The UNIVARIATE Procedure

OUTKERNEL= Output Data Set

You can create an OUTKERNEL= data set with the HISTOGRAM statement. This data set contains information about histogram intervals. Because you can specify multiple HISTOGRAM statements with the UNIVARIATE procedure, you can create multiple OUTKERNEL= data sets.

An OUTKERNEL= data set contains a group of observations for each kernel density estimate requested with the HISTOGRAM statement. These observations span a range of analysis variable values recorded in the _VALUE_ variable. The procedure determines the increment between values, and therefore the number of observations in the group. The variable _DENSITY_ contains the kernel density calculated for the corresponding analysis variable value.

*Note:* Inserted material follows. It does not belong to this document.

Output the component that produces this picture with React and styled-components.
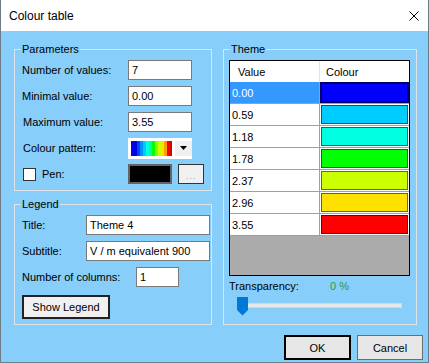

When a density curve is overlaid on a histogram, the curve is scaled so that the area under the curve equals the total area of the histogram bars. The scaled density values are saved in the variable _COUNT_, _PERCENT_, or _PROPORTION_, depending on the histogram’s vertical axis scale, determined by the VSCALE= option. Only one of these variables appears in a given OUTKERNEL= data set.

Table 4.38 lists the variables in an OUTKERNEL= data set.

Table 4.38: Variables in the OUTKERNEL= Data Set

Variable

Description

_C_

standardized bandwidth parameter

_COUNT_

kernel density scaled for VSCALE=COUNT

_DENSITY_

kernel density

_PERCENT_

kernel density scaled for VSCALE=PERCENT (default)

_PROPORTION_

kernel density scaled for VSCALE=PROPORTION

_TYPE_

kernel function

_VALUE_

variable value at which kernel function is calculated

_VAR_

variable name